Le point de départ est déjà loufoque. A Miami, un riche industriel de la canne à sucre charge Decker, ancien photographe de presse dans la panade, de prouver que le grand pêcheur Dickie Lockhart, qui a sa propre émission télé sur un canal chrétien, gagne les concours en trichant, en accrochant des poissons cachés dans les marais, les lacs. Mais pas n'importe quel poisson : le bass à grande bouche. Une espèce de perche qui atteint parfois les dix kilos, très sportive... bref, le pied du pêcheur américain. Et forcément autour il y a un gros business de cannes, de bateaux, de leurres et puis ces concours richement dotés, ces show télé. Decker va découvrir ce monde à l'aide de Skink, vieil homme à l'allure d'ours, fin connaisseur des marais à bass, mais aussi vrai psychopathe, au passé assez secret. Après un premier puis un deuxième meurtre, l'ancien photographe sent que l'affaire va tourner vinaigre.
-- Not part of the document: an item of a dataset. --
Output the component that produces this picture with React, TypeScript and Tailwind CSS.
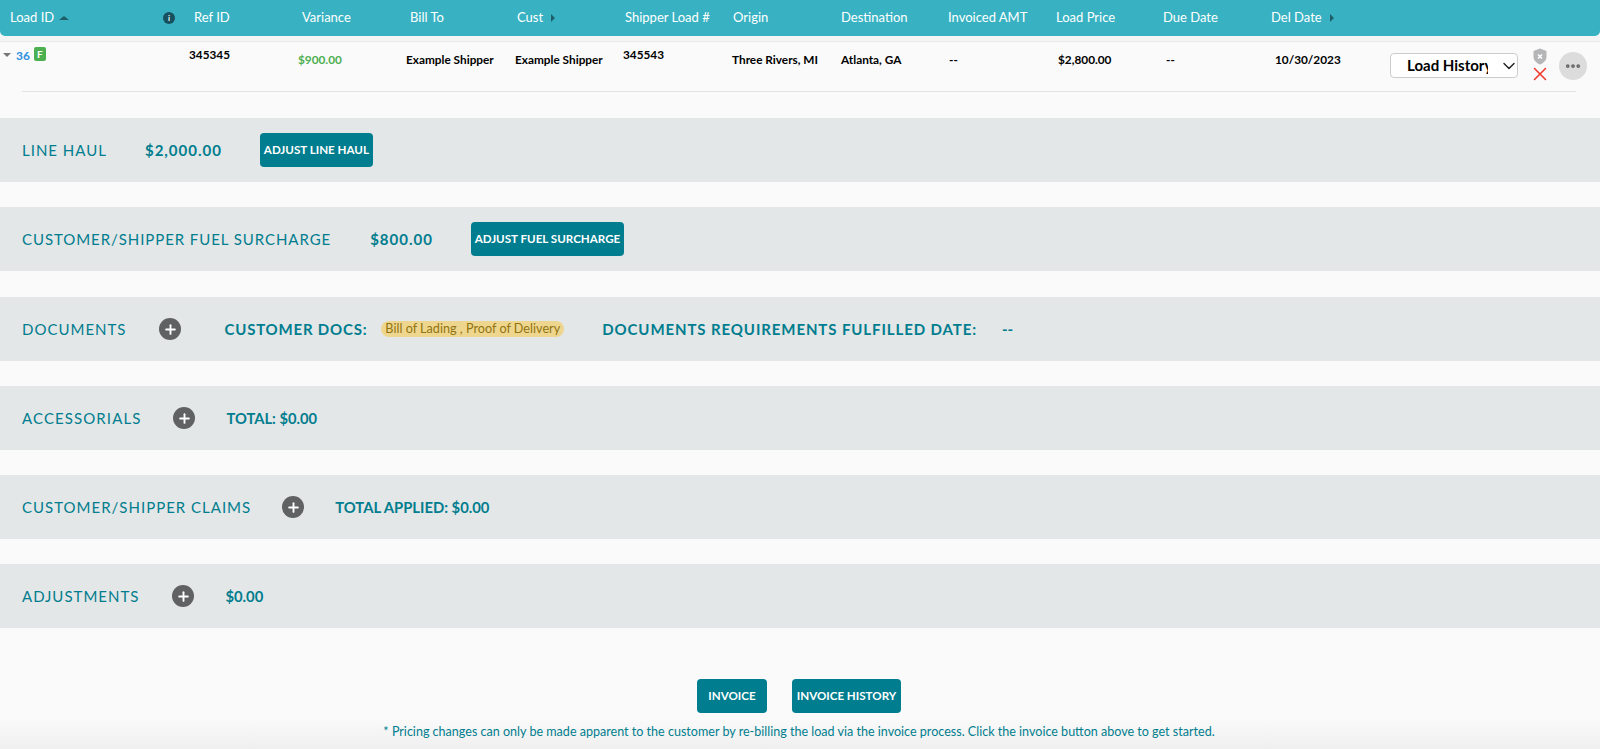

Existe-t-il une école de littérature floridienne ? Avec Tim Dorsey et Carl Hiaasen, le lecteur a largement de quoi assouvir ses fantasmes de romans policiers délirants. Pêche en eau trouble (sorti en 87 aux Etats-Unis, en 98 en France) est une succession de scènes improbables, qui confinent parfois à la débilité congénitale, à la religiosité la plus stupide. Parce que oui, il y a forcément une énorme satire de cette société américaine : les complexes immobiliers qui ravagent la Nature, les émissions de télé évangélistes qui ramassent des fortunes, le racisme primaire des habitants du Sud... c'est souvent à pleurer de rire. Les 50 dernières pages sont peut-être un brin confuses mais Hiaasen a fait le boulot avant, son histoire et ses personnages sont irrésistibles. Le moment où Skink et Decker arrivent chez l'ancienne épouse de ce dernier et que Skink se fait griller un animal sur la pelouse est d'une drôlerie rare.

Pêche en eau trouble (Double whammy, trad. Yves Sarda), ed. Pocket, 478 pages, 9 euros.